Just because I am charming at a cocktail party, it doesn’t mean I want to get all fancied-up to have a ten minute conversation.  I’m not being rude or antisocial. I’m being practical. I want to save us both time. But much like an episode of Dateline, these phone conversations with clients start innocently enough, and then Keith Morrison’s leathery face lights up with amusement and you know things have gone horribly, horribly wrong.

“I’d like to get together with you…” says the client, usually for no other reason than they’ve been saying it for the last twenty years.

“Oh, I’m sure we can do this on the phone!”  I say, so perkily my head nearly bounces off my shoulders. Maybe that is my problem. Maybe if I didn’t sound SO dang charming they wouldn’t feel compelled to meet me in person. I should work on that.

“Yeaaaaah, buuuuut…” says the client. “I think if I acted out what I want using hand puppets I made myself out of tube socks, a hot glue gun and plastic googily-eyes, you’d have a better feel for what I need…”

That is when I know I’m sunk. This is not a client who will take no for an answer. No matter how hard I try to trick him into telling me everything on the phone, he’s going to insist we meet in person. More than likely, he will tell me everything on the phone, and then just repeat it in person. That’s my favorite.

It’s hard to believe this sort of behavior still goes on in this day and age. What with phones, email, texting, faxes, online meeting sites, file upload sites, Twitter, Facebook, that thing Justin Timberlake is doing, the United States Postal Service; why would any human being EVER have to be in the same room with another without wine, vibrating spa chairs or super sales involved?

Now, I’m faced with three options.

Love classical music but still a little bit of a hussy?

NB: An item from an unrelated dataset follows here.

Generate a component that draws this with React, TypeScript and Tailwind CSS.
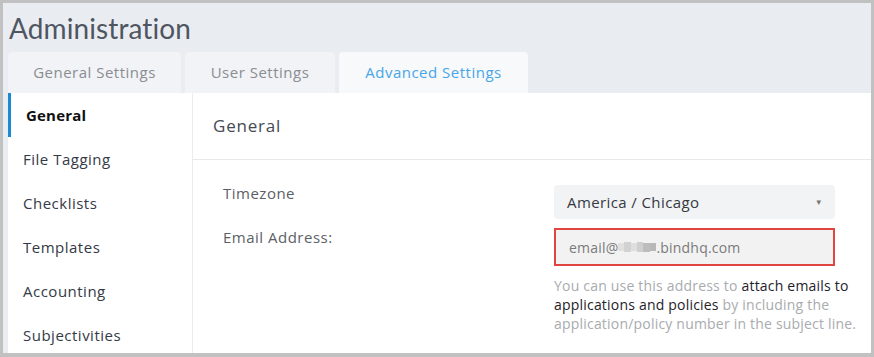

Love to listen to Clair de lune while you’re sucking suggestively on a lollipop? Get them here.

Option one: the client meets me at my home, violating my sanctuary with unfamiliar perfumes and the echo of forced laughter. I’ll need to clean the house before she arrives; hide all the empty wine bottles, straighten my desk, find a landscaper to clear the rotting bodies of last spring’s annuals (so deceptively festive at the time), bathe the dog, groom the dog, teach the dog not to run full-speed through people’s legs ripping ACLs and MCLs like they’re over-boiled spaghetti, and get myself ready.

Preparation: 2-11 days. Meeting Time: 10 minutes.

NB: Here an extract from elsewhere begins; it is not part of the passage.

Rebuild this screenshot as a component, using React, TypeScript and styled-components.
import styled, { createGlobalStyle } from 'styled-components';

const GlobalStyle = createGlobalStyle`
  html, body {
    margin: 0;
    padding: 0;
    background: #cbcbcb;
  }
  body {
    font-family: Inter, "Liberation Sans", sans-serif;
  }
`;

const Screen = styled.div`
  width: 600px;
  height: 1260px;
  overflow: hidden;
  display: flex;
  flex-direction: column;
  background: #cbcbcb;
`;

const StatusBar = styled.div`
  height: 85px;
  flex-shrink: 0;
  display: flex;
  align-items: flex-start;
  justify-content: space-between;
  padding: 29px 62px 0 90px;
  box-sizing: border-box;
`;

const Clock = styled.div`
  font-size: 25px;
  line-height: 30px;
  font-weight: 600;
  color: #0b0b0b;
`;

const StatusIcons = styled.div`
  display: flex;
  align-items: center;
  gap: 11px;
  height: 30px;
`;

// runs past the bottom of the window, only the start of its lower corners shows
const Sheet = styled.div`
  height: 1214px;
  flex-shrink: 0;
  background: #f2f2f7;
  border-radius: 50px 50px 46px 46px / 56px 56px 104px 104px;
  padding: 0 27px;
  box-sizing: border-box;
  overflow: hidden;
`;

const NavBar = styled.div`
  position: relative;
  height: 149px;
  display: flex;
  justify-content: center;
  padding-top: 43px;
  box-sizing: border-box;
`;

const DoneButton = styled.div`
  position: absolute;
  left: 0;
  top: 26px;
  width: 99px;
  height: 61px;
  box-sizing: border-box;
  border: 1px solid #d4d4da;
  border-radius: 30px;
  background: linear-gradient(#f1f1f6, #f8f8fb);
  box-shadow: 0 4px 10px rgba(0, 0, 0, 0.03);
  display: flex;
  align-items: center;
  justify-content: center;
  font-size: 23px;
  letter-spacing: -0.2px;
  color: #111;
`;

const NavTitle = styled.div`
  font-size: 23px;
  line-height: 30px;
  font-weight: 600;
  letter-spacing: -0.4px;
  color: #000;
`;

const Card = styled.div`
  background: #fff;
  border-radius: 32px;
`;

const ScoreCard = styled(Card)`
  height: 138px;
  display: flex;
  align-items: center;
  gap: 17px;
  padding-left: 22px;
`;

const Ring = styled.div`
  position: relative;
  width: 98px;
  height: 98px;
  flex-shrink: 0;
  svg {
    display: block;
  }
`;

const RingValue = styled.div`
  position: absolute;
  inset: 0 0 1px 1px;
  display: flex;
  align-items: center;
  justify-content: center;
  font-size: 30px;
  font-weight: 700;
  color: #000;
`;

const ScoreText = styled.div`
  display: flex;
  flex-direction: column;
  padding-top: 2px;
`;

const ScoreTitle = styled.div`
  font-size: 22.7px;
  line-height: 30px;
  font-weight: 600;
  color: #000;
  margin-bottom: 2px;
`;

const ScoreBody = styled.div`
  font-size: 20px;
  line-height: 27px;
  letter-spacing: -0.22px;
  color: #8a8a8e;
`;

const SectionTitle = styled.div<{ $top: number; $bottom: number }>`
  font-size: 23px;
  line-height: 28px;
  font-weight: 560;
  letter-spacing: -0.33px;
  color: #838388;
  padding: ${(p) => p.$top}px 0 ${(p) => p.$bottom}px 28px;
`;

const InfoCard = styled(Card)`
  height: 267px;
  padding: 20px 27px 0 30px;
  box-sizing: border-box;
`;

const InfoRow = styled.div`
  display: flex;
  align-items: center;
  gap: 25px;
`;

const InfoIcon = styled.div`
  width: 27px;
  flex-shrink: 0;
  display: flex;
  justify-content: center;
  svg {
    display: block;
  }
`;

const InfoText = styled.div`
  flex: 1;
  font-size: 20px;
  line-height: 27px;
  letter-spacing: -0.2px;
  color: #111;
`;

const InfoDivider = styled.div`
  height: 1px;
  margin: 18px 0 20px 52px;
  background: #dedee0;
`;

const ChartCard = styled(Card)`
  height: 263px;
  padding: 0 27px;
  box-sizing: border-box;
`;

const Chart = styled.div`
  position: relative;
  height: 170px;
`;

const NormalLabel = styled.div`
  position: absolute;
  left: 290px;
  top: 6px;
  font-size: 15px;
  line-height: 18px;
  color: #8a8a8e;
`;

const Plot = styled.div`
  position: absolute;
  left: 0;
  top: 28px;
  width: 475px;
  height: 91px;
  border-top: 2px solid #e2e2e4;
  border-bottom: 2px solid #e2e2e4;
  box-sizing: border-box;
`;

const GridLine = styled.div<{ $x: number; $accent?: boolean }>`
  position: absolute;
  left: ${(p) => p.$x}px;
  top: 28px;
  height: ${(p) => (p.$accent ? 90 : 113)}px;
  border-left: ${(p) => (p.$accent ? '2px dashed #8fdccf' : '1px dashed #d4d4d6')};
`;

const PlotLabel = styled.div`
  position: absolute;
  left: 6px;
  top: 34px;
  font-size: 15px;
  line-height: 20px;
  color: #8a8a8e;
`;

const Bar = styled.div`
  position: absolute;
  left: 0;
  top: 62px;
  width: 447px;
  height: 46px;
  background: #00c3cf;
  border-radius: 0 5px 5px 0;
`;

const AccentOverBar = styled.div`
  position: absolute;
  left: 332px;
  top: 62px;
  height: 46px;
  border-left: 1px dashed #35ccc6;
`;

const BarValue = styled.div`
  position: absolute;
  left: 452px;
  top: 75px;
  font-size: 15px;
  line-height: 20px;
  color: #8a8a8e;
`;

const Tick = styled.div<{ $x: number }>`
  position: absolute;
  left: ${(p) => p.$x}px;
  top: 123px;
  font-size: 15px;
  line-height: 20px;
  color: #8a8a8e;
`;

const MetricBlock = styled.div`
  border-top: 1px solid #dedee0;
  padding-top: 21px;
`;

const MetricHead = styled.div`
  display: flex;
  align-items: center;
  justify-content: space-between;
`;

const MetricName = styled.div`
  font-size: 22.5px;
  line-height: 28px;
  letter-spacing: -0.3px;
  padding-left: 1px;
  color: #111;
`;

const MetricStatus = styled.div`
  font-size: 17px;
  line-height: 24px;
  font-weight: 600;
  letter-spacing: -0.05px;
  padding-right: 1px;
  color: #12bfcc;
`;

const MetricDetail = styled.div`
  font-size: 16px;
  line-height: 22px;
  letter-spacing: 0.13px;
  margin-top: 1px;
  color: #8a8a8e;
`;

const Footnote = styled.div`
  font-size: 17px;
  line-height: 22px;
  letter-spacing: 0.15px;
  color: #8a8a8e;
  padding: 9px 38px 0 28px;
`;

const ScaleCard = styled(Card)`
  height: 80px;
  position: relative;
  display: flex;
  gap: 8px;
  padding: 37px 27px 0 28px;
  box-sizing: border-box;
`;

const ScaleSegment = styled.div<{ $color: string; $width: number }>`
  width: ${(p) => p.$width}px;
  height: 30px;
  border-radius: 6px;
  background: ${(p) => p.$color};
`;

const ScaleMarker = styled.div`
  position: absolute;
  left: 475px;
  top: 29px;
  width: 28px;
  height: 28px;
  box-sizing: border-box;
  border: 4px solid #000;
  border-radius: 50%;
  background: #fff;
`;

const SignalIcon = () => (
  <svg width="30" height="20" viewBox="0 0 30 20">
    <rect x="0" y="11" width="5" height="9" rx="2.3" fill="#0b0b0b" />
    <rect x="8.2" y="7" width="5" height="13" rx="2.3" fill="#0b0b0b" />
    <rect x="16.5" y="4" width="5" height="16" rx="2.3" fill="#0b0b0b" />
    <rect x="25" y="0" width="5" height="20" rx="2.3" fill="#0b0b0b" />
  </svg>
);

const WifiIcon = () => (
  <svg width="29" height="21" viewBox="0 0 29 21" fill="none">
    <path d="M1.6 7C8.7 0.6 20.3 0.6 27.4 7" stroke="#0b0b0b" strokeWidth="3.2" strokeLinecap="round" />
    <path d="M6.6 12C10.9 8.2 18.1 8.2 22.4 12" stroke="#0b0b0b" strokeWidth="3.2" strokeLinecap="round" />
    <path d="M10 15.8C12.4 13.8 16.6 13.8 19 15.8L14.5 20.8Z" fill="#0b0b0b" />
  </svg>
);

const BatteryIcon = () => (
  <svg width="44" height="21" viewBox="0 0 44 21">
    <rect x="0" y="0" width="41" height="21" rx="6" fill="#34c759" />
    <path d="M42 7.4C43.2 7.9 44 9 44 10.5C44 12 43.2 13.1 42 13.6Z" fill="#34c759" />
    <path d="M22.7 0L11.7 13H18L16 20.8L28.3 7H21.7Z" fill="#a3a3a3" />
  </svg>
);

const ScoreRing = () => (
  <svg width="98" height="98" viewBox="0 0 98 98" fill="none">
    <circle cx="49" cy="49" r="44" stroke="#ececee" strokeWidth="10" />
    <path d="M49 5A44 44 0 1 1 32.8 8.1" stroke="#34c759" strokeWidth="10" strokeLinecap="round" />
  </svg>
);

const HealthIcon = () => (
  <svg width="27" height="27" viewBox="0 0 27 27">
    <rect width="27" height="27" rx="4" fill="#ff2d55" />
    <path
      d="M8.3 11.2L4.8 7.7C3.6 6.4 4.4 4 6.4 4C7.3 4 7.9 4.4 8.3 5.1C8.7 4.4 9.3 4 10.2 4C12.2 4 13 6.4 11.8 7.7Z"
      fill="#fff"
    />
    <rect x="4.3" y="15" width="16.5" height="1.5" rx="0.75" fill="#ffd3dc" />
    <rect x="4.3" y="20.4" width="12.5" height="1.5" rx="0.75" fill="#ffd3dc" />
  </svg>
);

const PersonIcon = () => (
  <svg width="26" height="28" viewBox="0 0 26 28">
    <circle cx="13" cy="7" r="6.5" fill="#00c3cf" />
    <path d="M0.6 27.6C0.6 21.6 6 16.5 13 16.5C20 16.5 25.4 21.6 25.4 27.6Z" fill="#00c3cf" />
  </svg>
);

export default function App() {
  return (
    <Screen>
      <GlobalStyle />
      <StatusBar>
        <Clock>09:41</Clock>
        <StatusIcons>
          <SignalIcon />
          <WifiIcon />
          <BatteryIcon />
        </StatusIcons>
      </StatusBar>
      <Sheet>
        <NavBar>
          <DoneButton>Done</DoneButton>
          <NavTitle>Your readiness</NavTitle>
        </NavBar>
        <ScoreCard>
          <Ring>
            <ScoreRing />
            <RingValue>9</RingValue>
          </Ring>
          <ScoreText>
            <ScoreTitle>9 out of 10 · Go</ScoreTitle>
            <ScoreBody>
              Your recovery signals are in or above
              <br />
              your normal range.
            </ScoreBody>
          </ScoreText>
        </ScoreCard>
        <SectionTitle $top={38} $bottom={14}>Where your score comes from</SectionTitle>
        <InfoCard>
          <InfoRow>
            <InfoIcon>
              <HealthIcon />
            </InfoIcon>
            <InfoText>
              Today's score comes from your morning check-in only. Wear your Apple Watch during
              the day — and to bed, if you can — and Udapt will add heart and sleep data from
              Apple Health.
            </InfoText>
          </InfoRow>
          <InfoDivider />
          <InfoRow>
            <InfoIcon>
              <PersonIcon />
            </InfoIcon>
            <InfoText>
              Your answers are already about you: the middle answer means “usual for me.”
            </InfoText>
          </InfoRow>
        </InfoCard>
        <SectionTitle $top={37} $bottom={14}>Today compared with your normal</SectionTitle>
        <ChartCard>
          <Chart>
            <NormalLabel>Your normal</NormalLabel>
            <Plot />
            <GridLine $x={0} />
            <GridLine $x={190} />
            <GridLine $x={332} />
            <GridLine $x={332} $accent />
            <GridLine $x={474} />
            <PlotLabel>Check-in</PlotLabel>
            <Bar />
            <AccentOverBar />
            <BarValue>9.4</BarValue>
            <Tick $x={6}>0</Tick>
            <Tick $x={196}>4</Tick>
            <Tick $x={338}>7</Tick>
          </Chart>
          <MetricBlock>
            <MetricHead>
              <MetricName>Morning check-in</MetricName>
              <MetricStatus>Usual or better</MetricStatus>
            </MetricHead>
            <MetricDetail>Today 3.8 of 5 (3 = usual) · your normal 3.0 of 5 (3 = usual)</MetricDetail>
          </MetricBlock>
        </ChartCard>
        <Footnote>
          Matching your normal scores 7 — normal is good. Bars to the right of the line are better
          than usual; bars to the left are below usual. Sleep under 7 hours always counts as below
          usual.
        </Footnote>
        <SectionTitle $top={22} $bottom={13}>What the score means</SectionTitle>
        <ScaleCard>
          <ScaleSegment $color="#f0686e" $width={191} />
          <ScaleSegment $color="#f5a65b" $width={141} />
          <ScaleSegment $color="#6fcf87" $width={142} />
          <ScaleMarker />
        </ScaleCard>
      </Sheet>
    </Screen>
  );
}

Option two: I meet the client at their place of business or a coffee shop where I’ll spend half the meeting apologizing for how loud it is. This requires getting dressed and leaving the house.  I’ll need to put on clothes other than sweatpants. I’ll spend the next hour staring forlornly at Real Pants, with their judgmental, inflexible waistbands. The client might as well have stopped by and roundhouse kicked me in the heart. It would be less painful, except that the visit would require me to clean house.

Sadly, I’ve found any form of sweatpants will turn off prospective clients.  Even sweatpants with fun tush-messages like “Juicy,” though the one time I bought those I accidentally ended up with a pair written in a sarcastic font. People who work outside the home become insanely jealous when other people show up to a meeting in comfortable clothes. If you wear sweatpants to a meeting with someone who bought a suit at Men’s Warehouse on the ONE day a year they are not giving them away six for the price of one, forget it. Kiss that contract good-bye; he’s not “gunna like the way you look.”

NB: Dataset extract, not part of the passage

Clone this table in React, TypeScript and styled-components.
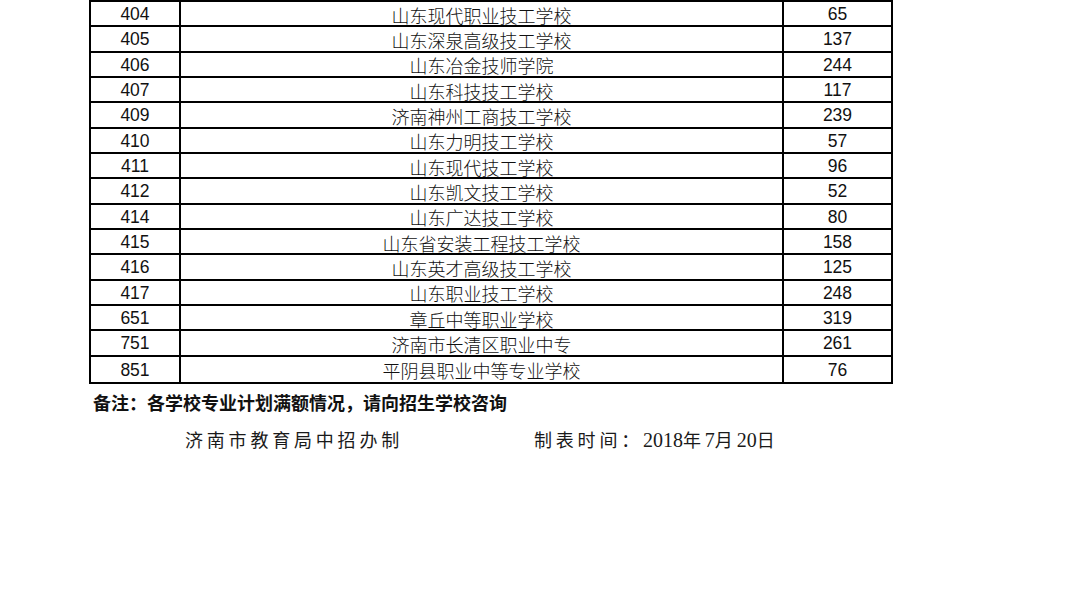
import React from 'react'
import styled, { createGlobalStyle } from 'styled-components';

const GlobalStyle = createGlobalStyle`
    html, body {
        margin: 0;
        padding: 0;
        background: #fff;
    }
`;

const ROWS: [string, string, string][] = [
    ['404', '山东现代职业技工学校', '65'],
    ['405', '山东深泉高级技工学校', '137'],
    ['406', '山东冶金技师学院', '244'],
    ['407', '山东科技技工学校', '117'],
    ['409', '济南神州工商技工学校', '239'],
    ['410', '山东力明技工学校', '57'],
    ['411', '山东现代技工学校', '96'],
    ['412', '山东凯文技工学校', '52'],
    ['414', '山东广达技工学校', '80'],
    ['415', '山东省安装工程技工学校', '158'],
    ['416', '山东英才高级技工学校', '125'],
    ['417', '山东职业技工学校', '248'],
    ['651', '章丘中等职业学校', '319'],
    ['751', '济南市长清区职业中专', '261'],
    ['851', '平阴县职业中等专业学校', '76'],
];

const LINE = '2px solid #000';

const Page = styled.div`
    width: 1080px;
    height: 589px;
    overflow: hidden;
    background: #fff;
    color: #111;
`;

const Table = styled.div`
    margin-left: 89px;
    width: 804px;
    border: ${LINE};
    box-sizing: border-box;
`;

const Row = styled.div<{ last?: boolean }>`
    display: grid;
    grid-template-columns: 90px 603px 1fr;
    height: 25.33px;
    box-sizing: border-box;
    border-bottom: ${p => p.last ? 'none' : LINE};
`;

const Cell = styled.div<{ cjk?: boolean; divider?: boolean }>`
    display: flex;
    align-items: center;
    justify-content: center;
    padding-top: 2px;
    box-sizing: border-box;
    border-right: ${p => p.divider ? LINE : 'none'};
    font-family: ${p => p.cjk ? '"Noto Sans CJK SC", sans-serif' : '"Liberation Sans", Arial, sans-serif'};
    font-size: ${p => p.cjk ? '18px' : '17.5px'};
    font-weight: ${p => p.cjk ? 300 : 400};
    color: #111;
    line-height: 1;
`;

const Note = styled.div`
    margin: 8px 0 0 93px;
    font-family: "Noto Sans CJK SC", sans-serif;
    font-weight: 700;
    font-size: 18px;
    line-height: 20px;
    color: #111;
`;

const Footer = styled.div`
    display: flex;
    margin: 15px 0 0 185px;
    font-family: "Noto Sans CJK SC", "Liberation Serif", serif;
    font-weight: 400;
    font-size: 18px;
    line-height: 24px;
    color: #1a1a1a;
`;

const Spaced = styled.span`
    letter-spacing: 3.8px;
`;

const Digits = styled.span`
    font-family: "Liberation Serif", serif;
    font-size: 20px;
    font-weight: 400;
`;

const Dated = styled.div`
    margin-left: 131px;
`;

export default function App() {
    return (
        <Page>
            <GlobalStyle />
            <Table>
                {ROWS.map((r, i) => (
                    <Row key={r[0]} last={i === ROWS.length - 1}>
                        <Cell divider>{r[0]}</Cell>
                        <Cell cjk divider>{r[1]}</Cell>
                        <Cell>{r[2]}</Cell>
                    </Row>
                ))}
            </Table>
            <Note>备注：各学校专业计划满额情况，请向招生学校咨询</Note>
            <Footer>
                <Spaced>济南市教育局中招办制</Spaced>
                <Dated>
                    <Spaced>制表时间：</Spaced>
                    <Digits>2018</Digits>
                    <Spaced>年</Spaced>
                    <Digits>7</Digits>
                    <Spaced>月</Spaced>
                    <Digits>20</Digits>
                    <span>日</span>
                </Dated>
            </Footer>
        </Page>
    );
}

Preparation: 5 hours. Meeting Time: 10 minutes.

Option three: I insist on doing everything remotely and lose the client to some go-getter who still gets dressed every day and probably belongs to a gym, too. Schmuck.

Preptime: 2 minutes. Meeting time: 0. 

Option three could be the reason my business took a bit of a hit last year.


I’m sure it’s just the economy.

First printed in Underwire Magazine.


Amy Vansant

9 Responses

  1. Laura R.

    What if you told them you are handicapped and it’s too difficult for you to leave the house? Then if they ask to come to your house, you tell them that you never meet with clients at home because it’s not a safe practice. It’s kind of like when people ask me if I want kids and I tell them I can’t have children. That way I don’t have to deal with the lectures and judgments about why I’m a horrible person for not wanting children. Plus, it makes them feel like a-holes for asking and it is amusing for me to see their faces.


    • Amy Vansant

      I have used a lot of different excuses over the years… colds, driving anxiety, family visiting,… the options are endless. The trick is to know when it will kill the deal or not…


  2. Scargosun

    I work in an office. I have to get dressed everyday. I hate you a little. 😉

    Seriously, this happens in the office too.
    Client: Oh, we could come into the office
    Me: That’s ok, we can just do it over the phone.
    Client: *donwheated* Oh we would really like to see .

    GA! Phone meeting 10 minutes, in person 1 hour SAME THINGS DISCUSSED!


    • Amy Vansant

      That’s the part that KILLS me. You end up with the same 10 minute conversation, and then you’re either staring at each other or they’d just make shit up to make it seem worth all the driving and dressing and whatnot. AAARG!!


  3. bluntdelivery

    ahhhh, the days of working at home. the endless sweatpants and questionable showering schedule.

    I miss it! and God forbid a client ever want to meet in person. Yuck!


    • Amy Vansant

      I can’t deny occasionally it will be the end of the day and I’ll be like “Wait… Did I get a shower today?”


  4. Nina Potts

    sometimes I don’t comment because I’m like, damn, there’s a ton of comments here, but woot look at me, I’m all here at the top. I also haven’t slept. I wish you many wonderful comments on all your posts.

    In hawaii everyone wears shorts and button up hawaiian shirts. I remember that from when I was a kid about 20 years ago. But that movie The Descendants just came out, and apparently its the same. Hawaii looks the same too.

    I have a pair of pj pants that were too long, I cut them into capris and have named them my comfy pants of comfyness. They are inappropriate for all occasions, and I wear them everywhere.


  5. Nina Potts

    Hawaii is fun if you’re not poor, and tan somewhat well. I have some stories I will have to eventually write about it.

    Alas, I do more talking about writing than actual writing. That and getting distracted by Buffy the Vampire Slayer.